### STATED PROBLEM
Every line must be returned precisely as it is written.

### DATA SECTION
-------

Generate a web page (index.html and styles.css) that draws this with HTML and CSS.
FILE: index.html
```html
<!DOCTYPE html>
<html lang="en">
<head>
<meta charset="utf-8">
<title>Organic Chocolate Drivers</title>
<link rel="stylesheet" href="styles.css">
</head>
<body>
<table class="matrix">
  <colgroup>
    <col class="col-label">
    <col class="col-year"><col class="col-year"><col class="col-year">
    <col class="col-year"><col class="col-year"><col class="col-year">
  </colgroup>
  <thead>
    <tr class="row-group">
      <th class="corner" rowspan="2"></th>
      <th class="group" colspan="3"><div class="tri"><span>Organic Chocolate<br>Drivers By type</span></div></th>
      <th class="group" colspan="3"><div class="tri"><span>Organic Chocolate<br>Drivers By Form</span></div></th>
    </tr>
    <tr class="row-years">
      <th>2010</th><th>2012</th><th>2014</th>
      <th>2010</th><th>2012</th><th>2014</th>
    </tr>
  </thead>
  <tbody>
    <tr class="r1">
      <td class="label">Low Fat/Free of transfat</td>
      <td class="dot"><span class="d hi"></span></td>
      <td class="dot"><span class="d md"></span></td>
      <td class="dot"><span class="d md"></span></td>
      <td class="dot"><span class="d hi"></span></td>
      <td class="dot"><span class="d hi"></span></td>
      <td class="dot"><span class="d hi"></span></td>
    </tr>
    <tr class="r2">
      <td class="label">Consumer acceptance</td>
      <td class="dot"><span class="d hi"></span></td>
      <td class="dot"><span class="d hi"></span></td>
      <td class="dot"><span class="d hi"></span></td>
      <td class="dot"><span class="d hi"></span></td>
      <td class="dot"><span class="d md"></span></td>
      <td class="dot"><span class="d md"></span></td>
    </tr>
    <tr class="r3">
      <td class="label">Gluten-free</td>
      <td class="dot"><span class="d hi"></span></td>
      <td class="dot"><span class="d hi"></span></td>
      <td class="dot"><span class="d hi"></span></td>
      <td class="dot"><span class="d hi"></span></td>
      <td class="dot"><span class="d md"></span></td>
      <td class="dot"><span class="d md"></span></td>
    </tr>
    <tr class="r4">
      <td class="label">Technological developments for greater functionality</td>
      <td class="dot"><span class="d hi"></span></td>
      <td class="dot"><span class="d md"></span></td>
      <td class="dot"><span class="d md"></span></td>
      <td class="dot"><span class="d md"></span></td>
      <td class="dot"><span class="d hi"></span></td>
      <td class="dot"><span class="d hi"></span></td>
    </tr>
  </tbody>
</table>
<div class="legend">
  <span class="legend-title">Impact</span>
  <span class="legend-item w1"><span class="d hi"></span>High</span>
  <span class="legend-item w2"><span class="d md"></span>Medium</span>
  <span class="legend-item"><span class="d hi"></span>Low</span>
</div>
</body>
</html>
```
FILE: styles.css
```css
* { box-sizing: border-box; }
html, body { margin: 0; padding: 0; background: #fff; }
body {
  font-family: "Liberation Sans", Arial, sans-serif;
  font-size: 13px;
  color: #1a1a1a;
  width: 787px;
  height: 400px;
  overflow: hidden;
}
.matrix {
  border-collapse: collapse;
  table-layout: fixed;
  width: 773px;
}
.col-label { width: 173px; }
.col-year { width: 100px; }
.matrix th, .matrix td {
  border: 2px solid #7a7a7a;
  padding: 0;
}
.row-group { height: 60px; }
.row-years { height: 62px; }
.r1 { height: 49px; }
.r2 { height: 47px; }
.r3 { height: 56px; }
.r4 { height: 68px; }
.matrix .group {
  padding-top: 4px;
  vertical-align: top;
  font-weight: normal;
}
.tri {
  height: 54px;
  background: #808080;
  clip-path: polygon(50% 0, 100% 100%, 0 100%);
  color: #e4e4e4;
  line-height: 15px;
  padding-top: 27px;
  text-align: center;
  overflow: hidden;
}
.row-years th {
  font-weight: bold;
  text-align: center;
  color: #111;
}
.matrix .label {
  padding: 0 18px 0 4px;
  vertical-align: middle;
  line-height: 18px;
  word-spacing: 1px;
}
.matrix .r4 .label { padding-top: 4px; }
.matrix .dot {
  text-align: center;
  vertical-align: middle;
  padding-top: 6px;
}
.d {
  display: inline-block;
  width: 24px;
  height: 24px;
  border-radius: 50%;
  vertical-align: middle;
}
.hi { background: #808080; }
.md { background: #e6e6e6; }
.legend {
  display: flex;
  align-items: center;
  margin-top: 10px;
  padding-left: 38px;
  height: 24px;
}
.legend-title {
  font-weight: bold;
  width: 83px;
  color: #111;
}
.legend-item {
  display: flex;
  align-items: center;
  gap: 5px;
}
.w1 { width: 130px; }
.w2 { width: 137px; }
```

-------

### EXERCISE RESULT
Generate a web page (index.html and styles.css) that draws this with HTML and CSS.
FILE: index.html
```html
<!DOCTYPE html>
<html lang="en">
<head>
<meta charset="utf-8">
<title>Organic Chocolate Drivers</title>
<link rel="stylesheet" href="styles.css">
</head>
<body>
<table class="matrix">
  <colgroup>
    <col class="col-label">
    <col class="col-year"><col class="col-year"><col class="col-year">
    <col class="col-year"><col class="col-year"><col class="col-year">
  </colgroup>
  <thead>
    <tr class="row-group">
      <th class="corner" rowspan="2"></th>
      <th class="group" colspan="3"><div class="tri"><span>Organic Chocolate<br>Drivers By type</span></div></th>
      <th class="group" colspan="3"><div class="tri"><span>Organic Chocolate<br>Drivers By Form</span></div></th>
    </tr>
    <tr class="row-years">
      <th>2010</th><th>2012</th><th>2014</th>
      <th>2010</th><th>2012</th><th>2014</th>
    </tr>
  </thead>
  <tbody>
    <tr class="r1">
      <td class="label">Low Fat/Free of transfat</td>
      <td class="dot"><span class="d hi"></span></td>
      <td class="dot"><span class="d md"></span></td>
      <td class="dot"><span class="d md"></span></td>
      <td class="dot"><span class="d hi"></span></td>
      <td class="dot"><span class="d hi"></span></td>
      <td class="dot"><span class="d hi"></span></td>
    </tr>
    <tr class="r2">
      <td class="label">Consumer acceptance</td>
      <td class="dot"><span class="d hi"></span></td>
      <td class="dot"><span class="d hi"></span></td>
      <td class="dot"><span class="d hi"></span></td>
      <td class="dot"><span class="d hi"></span></td>
      <td class="dot"><span class="d md"></span></td>
      <td class="dot"><span class="d md"></span></td>
    </tr>
    <tr class="r3">
      <td class="label">Gluten-free</td>
      <td class="dot"><span class="d hi"></span></td>
      <td class="dot"><span class="d hi"></span></td>
      <td class="dot"><span class="d hi"></span></td>
      <td class="dot"><span class="d hi"></span></td>
      <td class="dot"><span class="d md"></span></td>
      <td class="dot"><span class="d md"></span></td>
    </tr>
    <tr class="r4">
      <td class="label">Technological developments for greater functionality</td>
      <td class="dot"><span class="d hi"></span></td>
      <td class="dot"><span class="d md"></span></td>
      <td class="dot"><span class="d md"></span></td>
      <td class="dot"><span class="d md"></span></td>
      <td class="dot"><span class="d hi"></span></td>
      <td class="dot"><span class="d hi"></span></td>
    </tr>
  </tbody>
</table>
<div class="legend">
  <span class="legend-title">Impact</span>
  <span class="legend-item w1"><span class="d hi"></span>High</span>
  <span class="legend-item w2"><span class="d md"></span>Medium</span>
  <span class="legend-item"><span class="d hi"></span>Low</span>
</div>
</body>
</html>
```
FILE: styles.css
```css
* { box-sizing: border-box; }
html, body { margin: 0; padding: 0; background: #fff; }
body {
  font-family: "Liberation Sans", Arial, sans-serif;
  font-size: 13px;
  color: #1a1a1a;
  width: 787px;
  height: 400px;
  overflow: hidden;
}
.matrix {
  border-collapse: collapse;
  table-layout: fixed;
  width: 773px;
}
.col-label { width: 173px; }
.col-year { width: 100px; }
.matrix th, .matrix td {
  border: 2px solid #7a7a7a;
  padding: 0;
}
.row-group { height: 60px; }
.row-years { height: 62px; }
.r1 { height: 49px; }
.r2 { height: 47px; }
.r3 { height: 56px; }
.r4 { height: 68px; }
.matrix .group {
  padding-top: 4px;
  vertical-align: top;
  font-weight: normal;
}
.tri {
  height: 54px;
  background: #808080;
  clip-path: polygon(50% 0, 100% 100%, 0 100%);
  color: #e4e4e4;
  line-height: 15px;
  padding-top: 27px;
  text-align: center;
  overflow: hidden;
}
.row-years th {
  font-weight: bold;
  text-align: center;
  color: #111;
}
.matrix .label {
  padding: 0 18px 0 4px;
  vertical-align: middle;
  line-height: 18px;
  word-spacing: 1px;
}
.matrix .r4 .label { padding-top: 4px; }
.matrix .dot {
  text-align: center;
  vertical-align: middle;
  padding-top: 6px;
}
.d {
  display: inline-block;
  width: 24px;
  height: 24px;
  border-radius: 50%;
  vertical-align: middle;
}
.hi { background: #808080; }
.md { background: #e6e6e6; }
.legend {
  display: flex;
  align-items: center;
  margin-top: 10px;
  padding-left: 38px;
  height: 24px;
}
.legend-title {
  font-weight: bold;
  width: 83px;
  color: #111;
}
.legend-item {
  display: flex;
  align-items: center;
  gap: 5px;
}
.w1 { width: 130px; }
.w2 { width: 137px; }
```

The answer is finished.